Is it? Permit this armchair economist a theory:

People with degrees tend to use those degrees in pursuit of career development. Career development causes people to move to "cluster" regions e.g. Silicon Valley, New York "Cluster" regions tend to have a high cost of living due to insufficient housing and transportation infrastructure which didn't grow at the rate of other economic development The high cost of living eats up the additional income from the degree, preventing wealth accumulation. Add on long-term macroeconomic effects of the fall in entrepreneurship and other indexes of economic dynamism, aligned with increases in consumer spending, and you have a high-income, relatively comfortable serfdom.

To test the theory, try controlling for geographic area - there should be a clear increase in wealth accumulation of degree-holding entrepreneurs in low cost of living areas, compared to non-degree holders who still somehow eke out a living in high cost of living areas.

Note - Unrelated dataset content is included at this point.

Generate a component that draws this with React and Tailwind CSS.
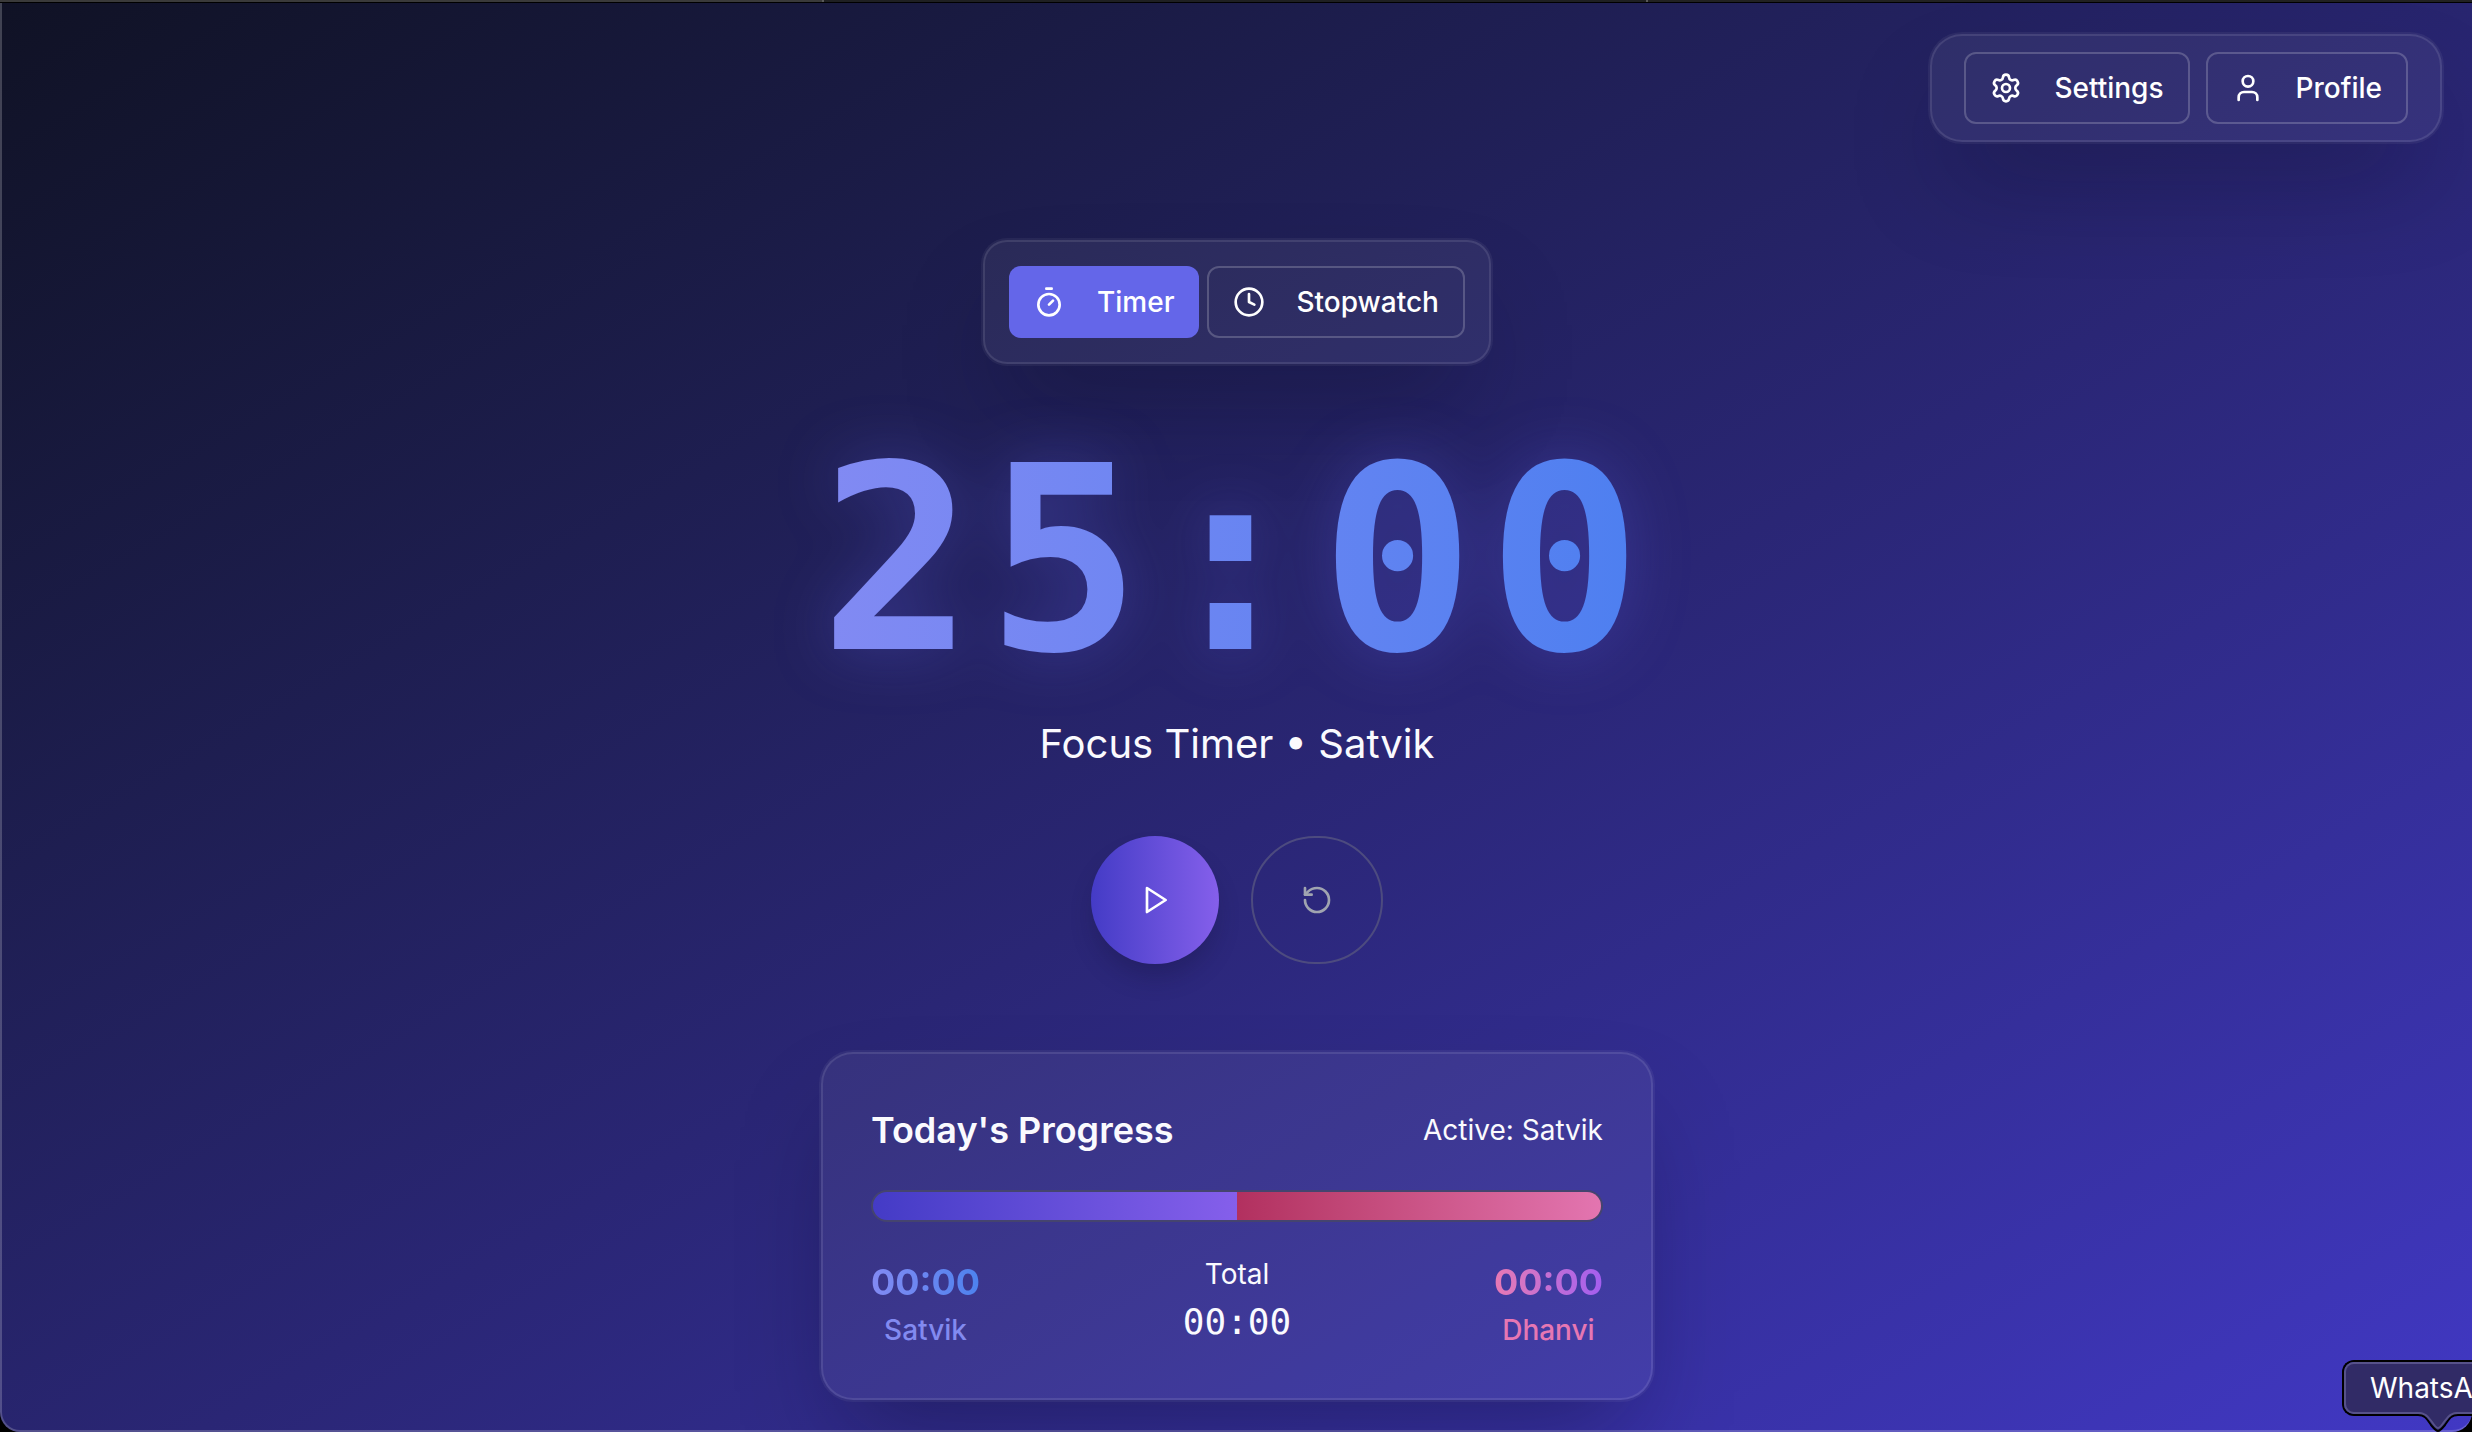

Some things cost the same nationwide, for example the MSRP of a new truck. A college degree means higher income and certain higher expenses (e.g, housing), but not others. Your college debt balance is the same regardless if you earn $70,000 in an entry level Software Engineering job in Philadelphia or $120,000 in SFBA. That creates room for some arbitrage and wealth building.


Why do you specify degree-holding entrepreneurs instead of simply degree-holders? That might hide some survivorship bias.